**DATA SEGMENT**.

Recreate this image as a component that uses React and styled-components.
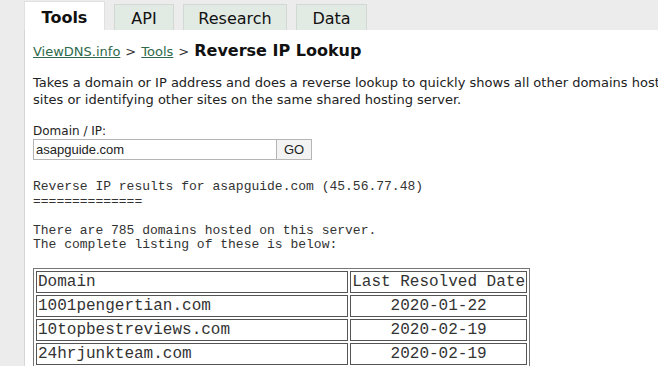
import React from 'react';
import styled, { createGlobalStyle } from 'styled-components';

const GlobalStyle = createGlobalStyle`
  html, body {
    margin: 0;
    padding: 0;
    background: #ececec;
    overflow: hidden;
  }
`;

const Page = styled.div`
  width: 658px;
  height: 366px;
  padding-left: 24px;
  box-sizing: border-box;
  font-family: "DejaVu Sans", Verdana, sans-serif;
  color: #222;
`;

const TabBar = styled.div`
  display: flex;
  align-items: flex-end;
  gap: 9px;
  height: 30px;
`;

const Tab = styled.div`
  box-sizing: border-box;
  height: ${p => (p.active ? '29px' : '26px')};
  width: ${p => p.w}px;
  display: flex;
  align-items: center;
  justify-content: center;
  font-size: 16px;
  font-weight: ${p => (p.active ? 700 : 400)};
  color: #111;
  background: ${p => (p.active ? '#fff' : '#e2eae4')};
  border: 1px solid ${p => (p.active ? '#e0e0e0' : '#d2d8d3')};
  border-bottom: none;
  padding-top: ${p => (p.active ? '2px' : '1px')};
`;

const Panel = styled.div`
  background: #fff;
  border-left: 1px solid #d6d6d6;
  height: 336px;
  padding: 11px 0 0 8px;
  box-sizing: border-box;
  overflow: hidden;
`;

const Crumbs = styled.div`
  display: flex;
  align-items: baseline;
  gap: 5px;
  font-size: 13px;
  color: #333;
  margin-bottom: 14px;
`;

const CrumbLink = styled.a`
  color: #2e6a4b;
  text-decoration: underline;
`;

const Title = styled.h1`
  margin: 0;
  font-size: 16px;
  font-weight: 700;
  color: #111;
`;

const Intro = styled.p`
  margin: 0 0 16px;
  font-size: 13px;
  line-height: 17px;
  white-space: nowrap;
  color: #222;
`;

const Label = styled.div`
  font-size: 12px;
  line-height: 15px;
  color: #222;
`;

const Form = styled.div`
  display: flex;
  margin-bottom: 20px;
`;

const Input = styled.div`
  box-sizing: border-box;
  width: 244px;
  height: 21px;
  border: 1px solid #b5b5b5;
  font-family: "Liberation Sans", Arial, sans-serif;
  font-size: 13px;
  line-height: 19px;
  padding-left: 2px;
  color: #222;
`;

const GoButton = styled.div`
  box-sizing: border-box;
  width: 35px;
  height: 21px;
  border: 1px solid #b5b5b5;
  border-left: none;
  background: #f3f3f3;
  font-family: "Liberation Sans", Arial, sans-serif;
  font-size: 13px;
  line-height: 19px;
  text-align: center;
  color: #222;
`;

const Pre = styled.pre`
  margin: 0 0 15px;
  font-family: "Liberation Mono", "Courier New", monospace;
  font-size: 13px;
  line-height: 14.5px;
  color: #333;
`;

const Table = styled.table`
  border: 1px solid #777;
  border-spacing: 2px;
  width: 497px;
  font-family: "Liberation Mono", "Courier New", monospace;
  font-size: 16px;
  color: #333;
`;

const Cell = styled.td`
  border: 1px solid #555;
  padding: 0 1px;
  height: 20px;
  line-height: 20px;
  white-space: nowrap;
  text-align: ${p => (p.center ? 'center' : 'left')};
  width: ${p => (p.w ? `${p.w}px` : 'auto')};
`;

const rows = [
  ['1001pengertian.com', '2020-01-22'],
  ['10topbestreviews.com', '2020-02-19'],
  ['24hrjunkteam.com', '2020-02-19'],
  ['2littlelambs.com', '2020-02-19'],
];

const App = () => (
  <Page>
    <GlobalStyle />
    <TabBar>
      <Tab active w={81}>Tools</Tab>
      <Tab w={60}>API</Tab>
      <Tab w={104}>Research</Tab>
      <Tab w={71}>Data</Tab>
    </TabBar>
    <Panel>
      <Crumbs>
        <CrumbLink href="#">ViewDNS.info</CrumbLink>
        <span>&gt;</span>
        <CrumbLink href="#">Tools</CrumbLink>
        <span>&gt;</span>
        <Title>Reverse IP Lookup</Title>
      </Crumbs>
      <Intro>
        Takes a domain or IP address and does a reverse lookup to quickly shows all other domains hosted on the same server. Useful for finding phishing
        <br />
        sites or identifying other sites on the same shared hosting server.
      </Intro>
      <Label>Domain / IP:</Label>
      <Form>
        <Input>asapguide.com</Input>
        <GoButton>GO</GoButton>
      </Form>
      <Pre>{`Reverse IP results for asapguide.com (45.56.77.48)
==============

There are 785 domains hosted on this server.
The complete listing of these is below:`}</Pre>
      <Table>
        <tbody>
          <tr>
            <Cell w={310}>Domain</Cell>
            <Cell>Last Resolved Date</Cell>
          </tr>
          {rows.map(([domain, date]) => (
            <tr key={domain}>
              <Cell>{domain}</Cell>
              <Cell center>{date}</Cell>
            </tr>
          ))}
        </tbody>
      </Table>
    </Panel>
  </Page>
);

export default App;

**THE REQUEST**. Copy each line exactly, and leave the pictures out of your copy.

**CORRECT OUTPUT**.
Recreate this image as a component that uses React and styled-components.
import React from 'react';
import styled, { createGlobalStyle } from 'styled-components';

const GlobalStyle = createGlobalStyle`
  html, body {
    margin: 0;
    padding: 0;
    background: #ececec;
    overflow: hidden;
  }
`;

const Page = styled.div`
  width: 658px;
  height: 366px;
  padding-left: 24px;
  box-sizing: border-box;
  font-family: "DejaVu Sans", Verdana, sans-serif;
  color: #222;
`;

const TabBar = styled.div`
  display: flex;
  align-items: flex-end;
  gap: 9px;
  height: 30px;
`;

const Tab = styled.div`
  box-sizing: border-box;
  height: ${p => (p.active ? '29px' : '26px')};
  width: ${p => p.w}px;
  display: flex;
  align-items: center;
  justify-content: center;
  font-size: 16px;
  font-weight: ${p => (p.active ? 700 : 400)};
  color: #111;
  background: ${p => (p.active ? '#fff' : '#e2eae4')};
  border: 1px solid ${p => (p.active ? '#e0e0e0' : '#d2d8d3')};
  border-bottom: none;
  padding-top: ${p => (p.active ? '2px' : '1px')};
`;

const Panel = styled.div`
  background: #fff;
  border-left: 1px solid #d6d6d6;
  height: 336px;
  padding: 11px 0 0 8px;
  box-sizing: border-box;
  overflow: hidden;
`;

const Crumbs = styled.div`
  display: flex;
  align-items: baseline;
  gap: 5px;
  font-size: 13px;
  color: #333;
  margin-bottom: 14px;
`;

const CrumbLink = styled.a`
  color: #2e6a4b;
  text-decoration: underline;
`;

const Title = styled.h1`
  margin: 0;
  font-size: 16px;
  font-weight: 700;
  color: #111;
`;

const Intro = styled.p`
  margin: 0 0 16px;
  font-size: 13px;
  line-height: 17px;
  white-space: nowrap;
  color: #222;
`;

const Label = styled.div`
  font-size: 12px;
  line-height: 15px;
  color: #222;
`;

const Form = styled.div`
  display: flex;
  margin-bottom: 20px;
`;

const Input = styled.div`
  box-sizing: border-box;
  width: 244px;
  height: 21px;
  border: 1px solid #b5b5b5;
  font-family: "Liberation Sans", Arial, sans-serif;
  font-size: 13px;
  line-height: 19px;
  padding-left: 2px;
  color: #222;
`;

const GoButton = styled.div`
  box-sizing: border-box;
  width: 35px;
  height: 21px;
  border: 1px solid #b5b5b5;
  border-left: none;
  background: #f3f3f3;
  font-family: "Liberation Sans", Arial, sans-serif;
  font-size: 13px;
  line-height: 19px;
  text-align: center;
  color: #222;
`;

const Pre = styled.pre`
  margin: 0 0 15px;
  font-family: "Liberation Mono", "Courier New", monospace;
  font-size: 13px;
  line-height: 14.5px;
  color: #333;
`;

const Table = styled.table`
  border: 1px solid #777;
  border-spacing: 2px;
  width: 497px;
  font-family: "Liberation Mono", "Courier New", monospace;
  font-size: 16px;
  color: #333;
`;

const Cell = styled.td`
  border: 1px solid #555;
  padding: 0 1px;
  height: 20px;
  line-height: 20px;
  white-space: nowrap;
  text-align: ${p => (p.center ? 'center' : 'left')};
  width: ${p => (p.w ? `${p.w}px` : 'auto')};
`;

const rows = [
  ['1001pengertian.com', '2020-01-22'],
  ['10topbestreviews.com', '2020-02-19'],
  ['24hrjunkteam.com', '2020-02-19'],
  ['2littlelambs.com', '2020-02-19'],
];

const App = () => (
  <Page>
    <GlobalStyle />
    <TabBar>
      <Tab active w={81}>Tools</Tab>
      <Tab w={60}>API</Tab>
      <Tab w={104}>Research</Tab>
      <Tab w={71}>Data</Tab>
    </TabBar>
    <Panel>
      <Crumbs>
        <CrumbLink href="#">ViewDNS.info</CrumbLink>
        <span>&gt;</span>
        <CrumbLink href="#">Tools</CrumbLink>
        <span>&gt;</span>
        <Title>Reverse IP Lookup</Title>
      </Crumbs>
      <Intro>
        Takes a domain or IP address and does a reverse lookup to quickly shows all other domains hosted on the same server. Useful for finding phishing
        <br />
        sites or identifying other sites on the same shared hosting server.
      </Intro>
      <Label>Domain / IP:</Label>
      <Form>
        <Input>asapguide.com</Input>
        <GoButton>GO</GoButton>
      </Form>
      <Pre>{`Reverse IP results for asapguide.com (45.56.77.48)
==============

There are 785 domains hosted on this server.
The complete listing of these is below:`}</Pre>
      <Table>
        <tbody>
          <tr>
            <Cell w={310}>Domain</Cell>
            <Cell>Last Resolved Date</Cell>
          </tr>
          {rows.map(([domain, date]) => (
            <tr key={domain}>
              <Cell>{domain}</Cell>
              <Cell center>{date}</Cell>
            </tr>
          ))}
        </tbody>
      </Table>
    </Panel>
  </Page>
);

export default App;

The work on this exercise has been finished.